Mr. VOI: Apparently you have already forgotten the Bush 43 Administration’s politicization of the DOJ. Remember when only lawyers who were members of the Federalist Society were granted interviews and hired? Does Monica Goodling ring a bell for you?

Posted by: Publius Novus | Apr 28, 2016 6:33:59 AM

There should not be bonuses for Federal Employees. Job security and benefits are their bonuses. When a business is not making money, bonuses have to go. Private employers understand this. Why doesn't government?

Posted by: Bailey Yankee | Apr 27, 2016 11:31:33 AM

Were this a Republican administration that pulled off this repression of voters on the Democratic side in '12...they'd already be in jail. The double standard of the media and their leftwing pals is simply jaw-dropping.

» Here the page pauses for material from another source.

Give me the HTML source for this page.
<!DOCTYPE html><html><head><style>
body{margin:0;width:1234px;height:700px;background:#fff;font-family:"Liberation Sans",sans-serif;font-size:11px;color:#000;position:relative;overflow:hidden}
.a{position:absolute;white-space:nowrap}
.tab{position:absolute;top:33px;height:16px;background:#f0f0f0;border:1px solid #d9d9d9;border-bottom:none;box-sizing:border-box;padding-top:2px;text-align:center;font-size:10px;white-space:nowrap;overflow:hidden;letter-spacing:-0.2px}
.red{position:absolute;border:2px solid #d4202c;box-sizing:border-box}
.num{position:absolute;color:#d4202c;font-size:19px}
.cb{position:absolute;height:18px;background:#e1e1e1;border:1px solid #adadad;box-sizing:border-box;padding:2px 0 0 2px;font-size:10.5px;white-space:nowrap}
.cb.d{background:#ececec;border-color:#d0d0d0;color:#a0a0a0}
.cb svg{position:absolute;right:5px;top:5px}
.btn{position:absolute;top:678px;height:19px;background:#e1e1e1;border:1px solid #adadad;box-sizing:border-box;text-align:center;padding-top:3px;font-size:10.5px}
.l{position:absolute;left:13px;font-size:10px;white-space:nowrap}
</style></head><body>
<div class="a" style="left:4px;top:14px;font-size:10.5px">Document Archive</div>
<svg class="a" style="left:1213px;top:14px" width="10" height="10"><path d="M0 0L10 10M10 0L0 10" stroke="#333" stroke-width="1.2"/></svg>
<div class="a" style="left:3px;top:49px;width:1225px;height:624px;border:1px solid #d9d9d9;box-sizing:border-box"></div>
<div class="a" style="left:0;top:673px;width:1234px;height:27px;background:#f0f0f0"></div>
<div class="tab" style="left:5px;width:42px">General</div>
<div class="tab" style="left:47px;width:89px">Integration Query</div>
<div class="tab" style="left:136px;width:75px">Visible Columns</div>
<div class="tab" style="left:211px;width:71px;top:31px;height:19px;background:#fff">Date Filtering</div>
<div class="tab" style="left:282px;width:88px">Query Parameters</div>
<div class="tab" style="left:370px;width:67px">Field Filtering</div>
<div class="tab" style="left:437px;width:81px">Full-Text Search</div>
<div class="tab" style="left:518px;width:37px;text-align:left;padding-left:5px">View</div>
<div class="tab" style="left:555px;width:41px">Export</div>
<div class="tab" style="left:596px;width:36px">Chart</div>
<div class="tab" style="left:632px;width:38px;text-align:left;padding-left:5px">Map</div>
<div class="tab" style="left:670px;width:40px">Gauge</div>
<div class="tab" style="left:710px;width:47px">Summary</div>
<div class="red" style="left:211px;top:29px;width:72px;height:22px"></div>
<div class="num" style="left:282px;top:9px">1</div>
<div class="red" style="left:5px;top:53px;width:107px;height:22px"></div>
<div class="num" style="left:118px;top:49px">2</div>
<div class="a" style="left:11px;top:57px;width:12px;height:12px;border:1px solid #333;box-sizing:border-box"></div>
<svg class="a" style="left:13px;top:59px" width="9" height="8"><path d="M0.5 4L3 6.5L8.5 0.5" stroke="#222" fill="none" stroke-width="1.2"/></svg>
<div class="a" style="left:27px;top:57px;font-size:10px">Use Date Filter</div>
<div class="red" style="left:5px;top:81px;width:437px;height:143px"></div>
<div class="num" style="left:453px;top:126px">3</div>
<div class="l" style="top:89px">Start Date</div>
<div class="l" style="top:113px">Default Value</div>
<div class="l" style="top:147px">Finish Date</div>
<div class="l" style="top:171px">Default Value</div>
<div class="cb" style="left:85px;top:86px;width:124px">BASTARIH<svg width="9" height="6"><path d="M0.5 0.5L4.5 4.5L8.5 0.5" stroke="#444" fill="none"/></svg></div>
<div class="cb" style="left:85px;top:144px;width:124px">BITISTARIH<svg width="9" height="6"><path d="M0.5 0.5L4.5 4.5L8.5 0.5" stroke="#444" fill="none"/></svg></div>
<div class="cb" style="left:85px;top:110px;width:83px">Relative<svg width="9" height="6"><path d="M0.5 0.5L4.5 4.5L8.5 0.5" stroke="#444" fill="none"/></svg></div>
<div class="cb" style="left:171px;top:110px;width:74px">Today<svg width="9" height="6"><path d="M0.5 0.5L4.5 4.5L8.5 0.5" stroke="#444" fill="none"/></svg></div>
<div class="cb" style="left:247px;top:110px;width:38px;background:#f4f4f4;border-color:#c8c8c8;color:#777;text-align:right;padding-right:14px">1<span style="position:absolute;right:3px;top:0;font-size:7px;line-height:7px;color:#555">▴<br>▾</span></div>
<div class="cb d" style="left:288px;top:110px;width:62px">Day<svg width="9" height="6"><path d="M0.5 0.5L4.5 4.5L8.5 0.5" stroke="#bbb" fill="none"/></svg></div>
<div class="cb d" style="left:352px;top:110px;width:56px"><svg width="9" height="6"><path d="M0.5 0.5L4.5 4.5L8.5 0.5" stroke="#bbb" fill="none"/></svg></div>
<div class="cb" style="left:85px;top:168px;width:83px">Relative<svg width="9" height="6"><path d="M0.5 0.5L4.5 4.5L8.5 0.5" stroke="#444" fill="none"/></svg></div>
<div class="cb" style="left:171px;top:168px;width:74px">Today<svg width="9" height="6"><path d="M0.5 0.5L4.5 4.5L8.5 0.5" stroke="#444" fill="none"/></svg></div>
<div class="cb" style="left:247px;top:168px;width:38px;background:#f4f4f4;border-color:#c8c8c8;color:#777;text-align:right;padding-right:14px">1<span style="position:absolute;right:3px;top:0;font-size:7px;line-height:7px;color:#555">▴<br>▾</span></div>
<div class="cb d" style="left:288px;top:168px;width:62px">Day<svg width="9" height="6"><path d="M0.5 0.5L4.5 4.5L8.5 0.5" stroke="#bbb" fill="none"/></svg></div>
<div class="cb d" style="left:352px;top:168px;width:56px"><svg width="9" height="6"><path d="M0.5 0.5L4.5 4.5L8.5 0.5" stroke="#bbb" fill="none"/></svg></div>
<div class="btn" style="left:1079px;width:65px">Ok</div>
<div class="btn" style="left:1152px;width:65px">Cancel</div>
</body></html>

Posted by: VoteOutIncumbents | Apr 27, 2016 8:19:29 AM

Bonuses at the IRS are determined and paid in the same way as most of the other federal agencies. Under the Civil Service Reform Act of 1978, the former top three General Schedule grades–GS-16 thru GS-18–were abolished and replaced by six pay bands in a Senior Executive Service pay scale. LLerner was in the SES. There are lots of problems with the SES concept, ranging from how members are selected and trained, to differences between treatment of “political” SESers and career SESers, to how they are terminated. One of the features of the SES was a rack-n-stack performance evaluation feature. All of a component’s SES members are rated from top to bottom each year and then a “bonus” $ pool is distributed to the top ranked members, with the largest bonuses going to the top ranks and diminishing amounts to lower ranked performers. Folks at the bottom get nada. Almost all (maybe all) SES personnel at the IRS are in the career service. LLerner was a career SESer and apparently was a part of the “in” crowd with management. As a result, she received relatively large bonuses vis-a-vis her colleagues.

The bottom line is that the SES management problem is not restricted to the IRS; it exists in almost all agencies subject to the 1978 Act. Nor is the problem restricted to the SES, since the federal civil service classification and pay system is and for 30+ years has been seriously out of whack. Too many positions are over- or under-classified or mis-classified and probably more positions are under- or over-paid than are correctly paid. In short, it is a mess. And the chances that the current or next congress will fix it is less than none.